To be done –
Every line below is to be copied exactly, with the pictures left out.
::: Dataset extract
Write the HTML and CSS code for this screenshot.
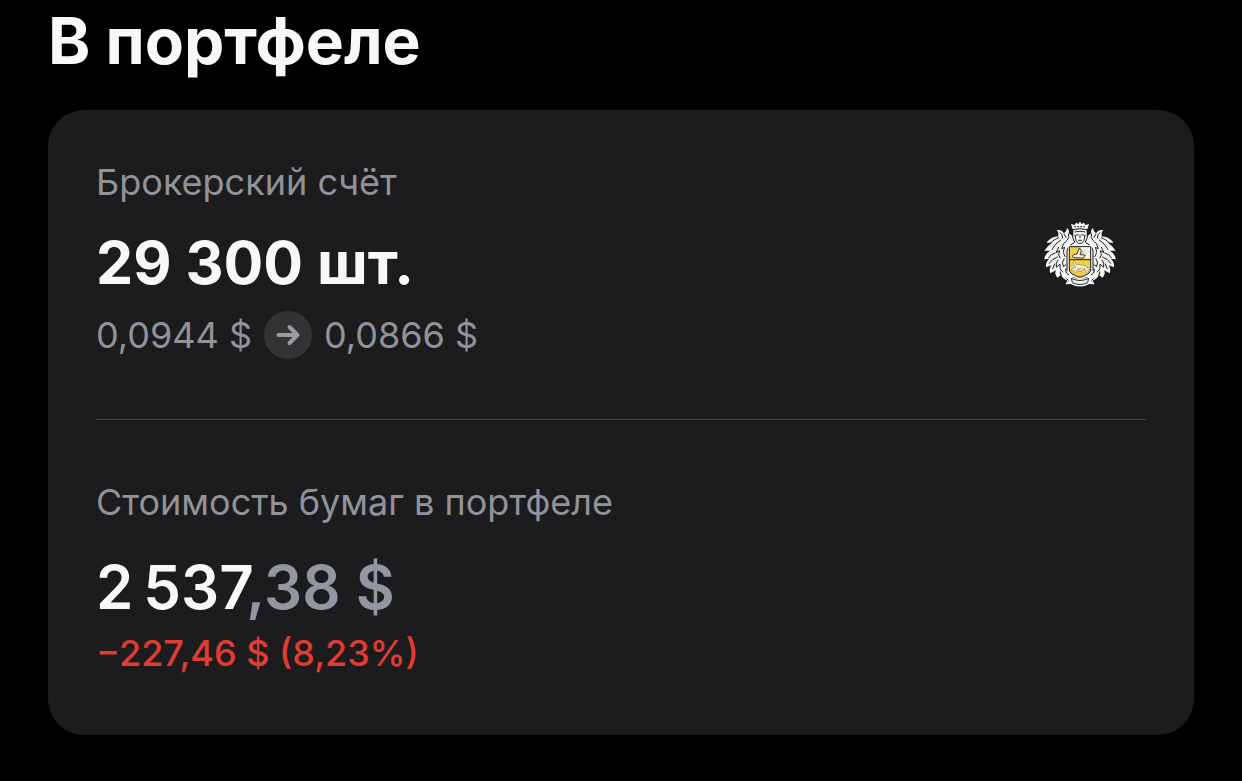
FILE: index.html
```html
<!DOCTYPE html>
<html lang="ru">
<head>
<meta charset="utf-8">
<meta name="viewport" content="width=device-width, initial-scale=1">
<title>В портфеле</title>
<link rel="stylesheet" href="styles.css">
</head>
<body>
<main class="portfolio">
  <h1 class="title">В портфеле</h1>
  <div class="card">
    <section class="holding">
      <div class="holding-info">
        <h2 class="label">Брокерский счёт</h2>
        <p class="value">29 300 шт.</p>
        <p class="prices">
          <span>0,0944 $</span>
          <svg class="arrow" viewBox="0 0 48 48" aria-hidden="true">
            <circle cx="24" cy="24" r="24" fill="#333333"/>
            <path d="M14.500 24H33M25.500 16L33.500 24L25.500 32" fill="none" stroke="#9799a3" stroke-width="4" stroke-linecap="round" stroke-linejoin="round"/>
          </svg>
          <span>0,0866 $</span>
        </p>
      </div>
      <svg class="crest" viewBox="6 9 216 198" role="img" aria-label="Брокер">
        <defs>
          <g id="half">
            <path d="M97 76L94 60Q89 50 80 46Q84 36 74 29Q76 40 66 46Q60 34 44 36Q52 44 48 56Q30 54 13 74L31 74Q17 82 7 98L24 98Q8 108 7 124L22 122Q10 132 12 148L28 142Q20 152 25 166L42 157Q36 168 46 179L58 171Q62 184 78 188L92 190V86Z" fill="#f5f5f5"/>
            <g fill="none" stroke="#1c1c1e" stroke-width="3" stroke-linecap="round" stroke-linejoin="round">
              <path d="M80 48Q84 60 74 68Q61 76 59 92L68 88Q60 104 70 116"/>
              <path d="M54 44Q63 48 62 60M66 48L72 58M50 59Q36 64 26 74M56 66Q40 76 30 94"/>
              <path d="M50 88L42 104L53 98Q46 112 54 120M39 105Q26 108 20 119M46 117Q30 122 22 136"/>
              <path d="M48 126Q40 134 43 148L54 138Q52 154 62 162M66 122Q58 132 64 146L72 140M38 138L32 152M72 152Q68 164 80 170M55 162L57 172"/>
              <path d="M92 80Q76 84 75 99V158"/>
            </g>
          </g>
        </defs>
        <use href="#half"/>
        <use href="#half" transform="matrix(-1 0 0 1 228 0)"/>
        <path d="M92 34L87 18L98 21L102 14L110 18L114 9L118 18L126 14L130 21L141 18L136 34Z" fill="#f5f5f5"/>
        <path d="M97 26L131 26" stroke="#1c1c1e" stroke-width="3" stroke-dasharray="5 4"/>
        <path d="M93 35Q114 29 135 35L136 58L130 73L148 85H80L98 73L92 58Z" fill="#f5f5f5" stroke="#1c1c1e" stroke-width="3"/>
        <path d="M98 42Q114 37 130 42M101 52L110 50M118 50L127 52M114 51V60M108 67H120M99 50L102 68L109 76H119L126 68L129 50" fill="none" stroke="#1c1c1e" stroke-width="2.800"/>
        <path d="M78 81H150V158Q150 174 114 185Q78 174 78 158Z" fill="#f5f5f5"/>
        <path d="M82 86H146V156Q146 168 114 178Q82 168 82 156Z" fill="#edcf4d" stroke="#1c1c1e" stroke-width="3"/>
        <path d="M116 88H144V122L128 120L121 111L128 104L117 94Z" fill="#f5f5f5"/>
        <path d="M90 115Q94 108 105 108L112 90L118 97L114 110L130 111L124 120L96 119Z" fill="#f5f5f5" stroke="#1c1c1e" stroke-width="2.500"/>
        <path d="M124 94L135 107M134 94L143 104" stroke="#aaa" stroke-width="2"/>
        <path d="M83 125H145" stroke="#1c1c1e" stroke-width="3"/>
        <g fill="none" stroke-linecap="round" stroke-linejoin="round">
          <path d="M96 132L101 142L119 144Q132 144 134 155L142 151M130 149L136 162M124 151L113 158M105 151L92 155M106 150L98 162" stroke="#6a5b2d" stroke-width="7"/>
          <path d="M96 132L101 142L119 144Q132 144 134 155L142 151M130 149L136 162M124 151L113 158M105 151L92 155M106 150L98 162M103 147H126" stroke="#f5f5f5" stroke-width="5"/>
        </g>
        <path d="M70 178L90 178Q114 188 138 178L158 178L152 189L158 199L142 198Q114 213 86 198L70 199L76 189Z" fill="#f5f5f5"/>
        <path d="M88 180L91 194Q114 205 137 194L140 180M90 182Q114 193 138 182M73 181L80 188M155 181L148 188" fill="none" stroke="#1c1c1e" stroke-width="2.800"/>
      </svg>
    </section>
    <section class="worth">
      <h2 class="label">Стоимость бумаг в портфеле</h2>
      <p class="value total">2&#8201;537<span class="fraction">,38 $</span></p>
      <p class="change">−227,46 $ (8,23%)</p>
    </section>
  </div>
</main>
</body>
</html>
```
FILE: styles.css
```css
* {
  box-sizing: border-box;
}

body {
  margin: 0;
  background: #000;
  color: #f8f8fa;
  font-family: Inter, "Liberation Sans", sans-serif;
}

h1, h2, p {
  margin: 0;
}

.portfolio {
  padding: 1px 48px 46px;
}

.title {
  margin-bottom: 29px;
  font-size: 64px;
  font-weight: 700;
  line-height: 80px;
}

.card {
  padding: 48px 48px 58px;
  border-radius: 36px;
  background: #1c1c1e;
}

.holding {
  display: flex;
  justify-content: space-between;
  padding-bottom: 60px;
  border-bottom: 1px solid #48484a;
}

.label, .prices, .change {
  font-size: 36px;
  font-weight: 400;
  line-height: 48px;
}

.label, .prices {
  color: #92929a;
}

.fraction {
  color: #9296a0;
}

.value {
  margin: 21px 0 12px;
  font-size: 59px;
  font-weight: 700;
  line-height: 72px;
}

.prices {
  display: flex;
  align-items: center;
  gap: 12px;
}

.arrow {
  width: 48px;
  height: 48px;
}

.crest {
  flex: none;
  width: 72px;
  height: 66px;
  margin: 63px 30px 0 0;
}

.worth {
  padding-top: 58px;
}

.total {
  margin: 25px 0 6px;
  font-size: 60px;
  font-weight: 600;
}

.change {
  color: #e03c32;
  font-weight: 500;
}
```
::::::
Result of the task –
Write the HTML and CSS code for this screenshot.
FILE: index.html
```html
<!DOCTYPE html>
<html lang="ru">
<head>
<meta charset="utf-8">
<meta name="viewport" content="width=device-width, initial-scale=1">
<title>В портфеле</title>
<link rel="stylesheet" href="styles.css">
</head>
<body>
<main class="portfolio">
  <h1 class="title">В портфеле</h1>
  <div class="card">
    <section class="holding">
      <div class="holding-info">
        <h2 class="label">Брокерский счёт</h2>
        <p class="value">29 300 шт.</p>
        <p class="prices">
          <span>0,0944 $</span>
          <svg class="arrow" viewBox="0 0 48 48" aria-hidden="true">
            <circle cx="24" cy="24" r="24" fill="#333333"/>
            <path d="M14.500 24H33M25.500 16L33.500 24L25.500 32" fill="none" stroke="#9799a3" stroke-width="4" stroke-linecap="round" stroke-linejoin="round"/>
          </svg>
          <span>0,0866 $</span>
        </p>
      </div>
      <svg class="crest" viewBox="6 9 216 198" role="img" aria-label="Брокер">
        <defs>
          <g id="half">
            <path d="M97 76L94 60Q89 50 80 46Q84 36 74 29Q76 40 66 46Q60 34 44 36Q52 44 48 56Q30 54 13 74L31 74Q17 82 7 98L24 98Q8 108 7 124L22 122Q10 132 12 148L28 142Q20 152 25 166L42 157Q36 168 46 179L58 171Q62 184 78 188L92 190V86Z" fill="#f5f5f5"/>
            <g fill="none" stroke="#1c1c1e" stroke-width="3" stroke-linecap="round" stroke-linejoin="round">
              <path d="M80 48Q84 60 74 68Q61 76 59 92L68 88Q60 104 70 116"/>
              <path d="M54 44Q63 48 62 60M66 48L72 58M50 59Q36 64 26 74M56 66Q40 76 30 94"/>
              <path d="M50 88L42 104L53 98Q46 112 54 120M39 105Q26 108 20 119M46 117Q30 122 22 136"/>
              <path d="M48 126Q40 134 43 148L54 138Q52 154 62 162M66 122Q58 132 64 146L72 140M38 138L32 152M72 152Q68 164 80 170M55 162L57 172"/>
              <path d="M92 80Q76 84 75 99V158"/>
            </g>
          </g>
        </defs>
        <use href="#half"/>
        <use href="#half" transform="matrix(-1 0 0 1 228 0)"/>
        <path d="M92 34L87 18L98 21L102 14L110 18L114 9L118 18L126 14L130 21L141 18L136 34Z" fill="#f5f5f5"/>
        <path d="M97 26L131 26" stroke="#1c1c1e" stroke-width="3" stroke-dasharray="5 4"/>
        <path d="M93 35Q114 29 135 35L136 58L130 73L148 85H80L98 73L92 58Z" fill="#f5f5f5" stroke="#1c1c1e" stroke-width="3"/>
        <path d="M98 42Q114 37 130 42M101 52L110 50M118 50L127 52M114 51V60M108 67H120M99 50L102 68L109 76H119L126 68L129 50" fill="none" stroke="#1c1c1e" stroke-width="2.800"/>
        <path d="M78 81H150V158Q150 174 114 185Q78 174 78 158Z" fill="#f5f5f5"/>
        <path d="M82 86H146V156Q146 168 114 178Q82 168 82 156Z" fill="#edcf4d" stroke="#1c1c1e" stroke-width="3"/>
        <path d="M116 88H144V122L128 120L121 111L128 104L117 94Z" fill="#f5f5f5"/>
        <path d="M90 115Q94 108 105 108L112 90L118 97L114 110L130 111L124 120L96 119Z" fill="#f5f5f5" stroke="#1c1c1e" stroke-width="2.500"/>
        <path d="M124 94L135 107M134 94L143 104" stroke="#aaa" stroke-width="2"/>
        <path d="M83 125H145" stroke="#1c1c1e" stroke-width="3"/>
        <g fill="none" stroke-linecap="round" stroke-linejoin="round">
          <path d="M96 132L101 142L119 144Q132 144 134 155L142 151M130 149L136 162M124 151L113 158M105 151L92 155M106 150L98 162" stroke="#6a5b2d" stroke-width="7"/>
          <path d="M96 132L101 142L119 144Q132 144 134 155L142 151M130 149L136 162M124 151L113 158M105 151L92 155M106 150L98 162M103 147H126" stroke="#f5f5f5" stroke-width="5"/>
        </g>
        <path d="M70 178L90 178Q114 188 138 178L158 178L152 189L158 199L142 198Q114 213 86 198L70 199L76 189Z" fill="#f5f5f5"/>
        <path d="M88 180L91 194Q114 205 137 194L140 180M90 182Q114 193 138 182M73 181L80 188M155 181L148 188" fill="none" stroke="#1c1c1e" stroke-width="2.800"/>
      </svg>
    </section>
    <section class="worth">
      <h2 class="label">Стоимость бумаг в портфеле</h2>
      <p class="value total">2&#8201;537<span class="fraction">,38 $</span></p>
      <p class="change">−227,46 $ (8,23%)</p>
    </section>
  </div>
</main>
</body>
</html>
```
FILE: styles.css
```css
* {
  box-sizing: border-box;
}

body {
  margin: 0;
  background: #000;
  color: #f8f8fa;
  font-family: Inter, "Liberation Sans", sans-serif;
}

h1, h2, p {
  margin: 0;
}

.portfolio {
  padding: 1px 48px 46px;
}

.title {
  margin-bottom: 29px;
  font-size: 64px;
  font-weight: 700;
  line-height: 80px;
}

.card {
  padding: 48px 48px 58px;
  border-radius: 36px;
  background: #1c1c1e;
}

.holding {
  display: flex;
  justify-content: space-between;
  padding-bottom: 60px;
  border-bottom: 1px solid #48484a;
}

.label, .prices, .change {
  font-size: 36px;
  font-weight: 400;
  line-height: 48px;
}

.label, .prices {
  color: #92929a;
}

.fraction {
  color: #9296a0;
}

.value {
  margin: 21px 0 12px;
  font-size: 59px;
  font-weight: 700;
  line-height: 72px;
}

.prices {
  display: flex;
  align-items: center;
  gap: 12px;
}

.arrow {
  width: 48px;
  height: 48px;
}

.crest {
  flex: none;
  width: 72px;
  height: 66px;
  margin: 63px 30px 0 0;
}

.worth {
  padding-top: 58px;
}

.total {
  margin: 25px 0 6px;
  font-size: 60px;
  font-weight: 600;
}

.change {
  color: #e03c32;
  font-weight: 500;
}
```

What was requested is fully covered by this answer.